Enjoy a multi-sensory workout when you experience Bruce Gilchrist and Jo Joelson’s interactive installations Gastarbyter and Polaria. Each contraption offers a unique and intense encounter, one person at a time. In a dark chamber, climb aboard the steel and rubber Gastarbyter chair - a soundtrack begins, flickery neon lights fizzle, and the chair quivers into life, reacting to the surround sound - sending tingles up your legs and a wonderful vibromassage across your back, until you inhabit the music.

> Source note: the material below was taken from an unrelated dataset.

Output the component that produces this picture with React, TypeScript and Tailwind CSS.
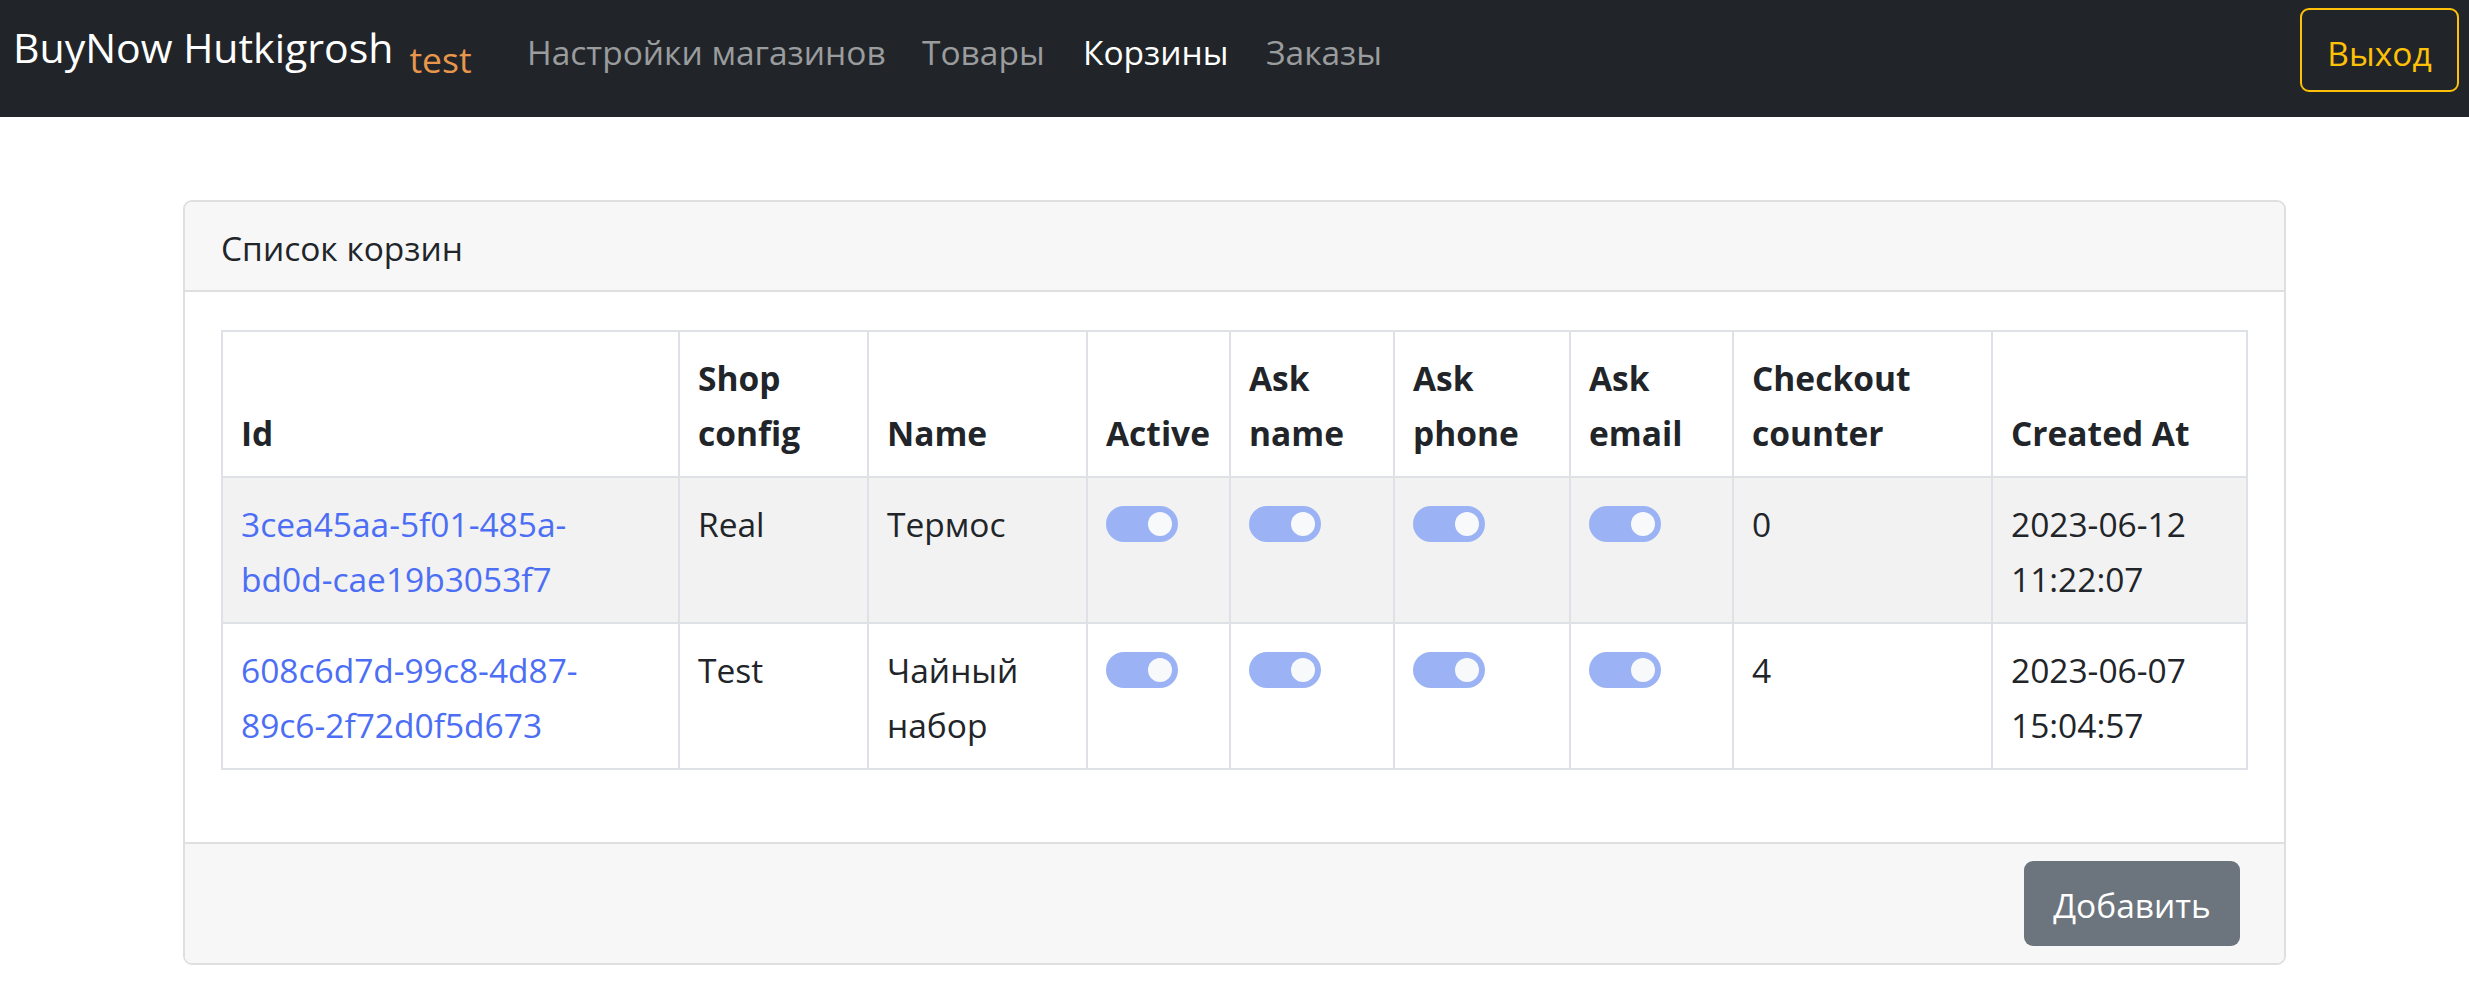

Polaria is more tranquil - a self-illuminating machine which responds differently to each visitor’s physiology. Slip into hooded coat and bootees then sit in a glass box with your hands on conductive armrests. Responding to your skin resistance, the machine generates a range of shifting light levels (corresponding to light levels recorded in the Arctic during 24-hour daylight summertime) to bathe you in glorious bright luminescence. Northern Gallery for Contemporary Art, 28-30 Fawcett Street, Sunderland, Tyne and Wear, until December 31. Tel: 0191 514 1235.

Dirty linen

Add your ideas of what the word “clean” means to the collection of reminiscences on the web at www.thewomenslibrary.ac.ukclean. Laundering tips, bath-time memories and confessions can be heard in an oral history installation at the Dirty Linen exhibition at the Women’s Library in east London (until December 21). The exhibition looks at how laundry has shaped women’s lives over two centuries and examines changing attitudes to cleanliness. Meanwhile, the library hosts a day of debate on November 23 with Jocasta Innes and Melissa Benn (details: 020 7320 2222); and at the Royal Institution on November 26 there is a related session, which asks if obsession with cleanliness is bad for your health (020 7409 2992; www.rigb.org).